Generally, an iDSL model is often too hard to analyze, especially when the iDSL processes have variable loads. To this end, iDSL comes with two model simplification techniques for EDFs in the iDSL process, viz., the clustering of loads and changing the model time unit.

The clustering of loads is applied to atomic processes that are defined as an EDF. Measurements are clustered into a number of clusters using K-means clustering [13]. Each cluster is summarized by the smallest interval of nondeterministic time containing all its measurements. These intervals are combined via a probabilistic choice, thereby reducing the number of probabilistic alternatives.

Fig. 5.
figure 5

EDFs based on measurements 6 \(\upmu \)s, 7 \(\upmu \)s and 18 \(\upmu \)s that are simplified using K-means clustering.

Figure 5 presents a small example based on three measurement values 6, 7 and 18. Figure 5(a) shows the original EDF, which assigns an equal weight of \(\frac{1}{3}\) to each of the 3 measurements. When the number of given clusters is at least the number of measurements, this original EDF is returned since each measurement is assigned to its individual cluster. Figure 5(b) displays the result of K-means clustering with 2 clusters, viz., measurements 6 and 7 are grouped in one cluster due to their proximity, and 18 in the other. Hence, 6 and 7 are represented by a nondeterministic time interval, graphically depicted as a grey area covering time range [6 : 7], and probability range \([0:\frac{2}{3}]\). This grey area represents an ambiguity, viz., all distributions that go through this area are possible. The result is accurate, which means that the real distribution goes through this area. [23] quantifies this ambiguity. Finally, Fig. 5(c) shows the one cluster case. All measurements end up in one cluster, yielding a nondeterministic time range [6 : 18] and probability range [0 : 1].
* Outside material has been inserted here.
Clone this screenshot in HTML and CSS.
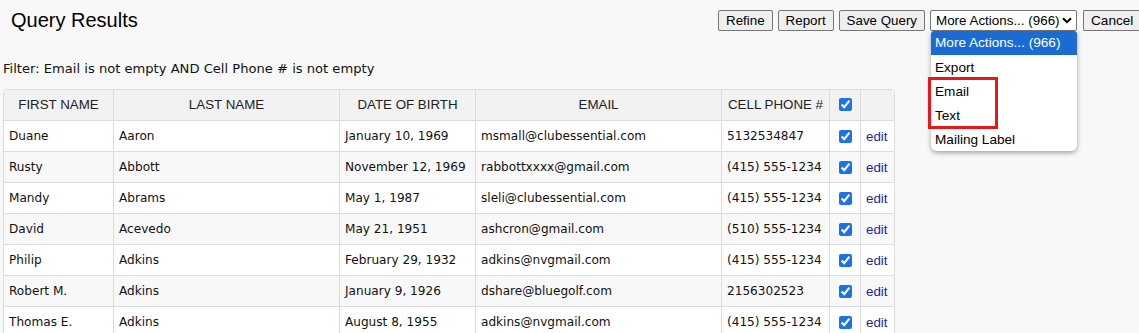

Changing the model time unit increases the global time unit of the iDSL model. It is, among others, applied to all EDF functions in the model: (i) the measurements are divided by the chosen time unit and rounded to the nearest integer value; (ii) performance evaluation is applied; and, (iii) the results are multiplied by the time unit again. Bigger time steps reduce the model complexity, whereas rounding reduces precision. In [23], this loss of precision is quantified. Note that rounding can both lead to conservative or overestimated results.

Fig. 6.
figure 6

EDFs based on measurements 6 \(\upmu \)s, 7 \(\upmu \)s and 18 \(\upmu \)s that are simplified by increasing the time unit.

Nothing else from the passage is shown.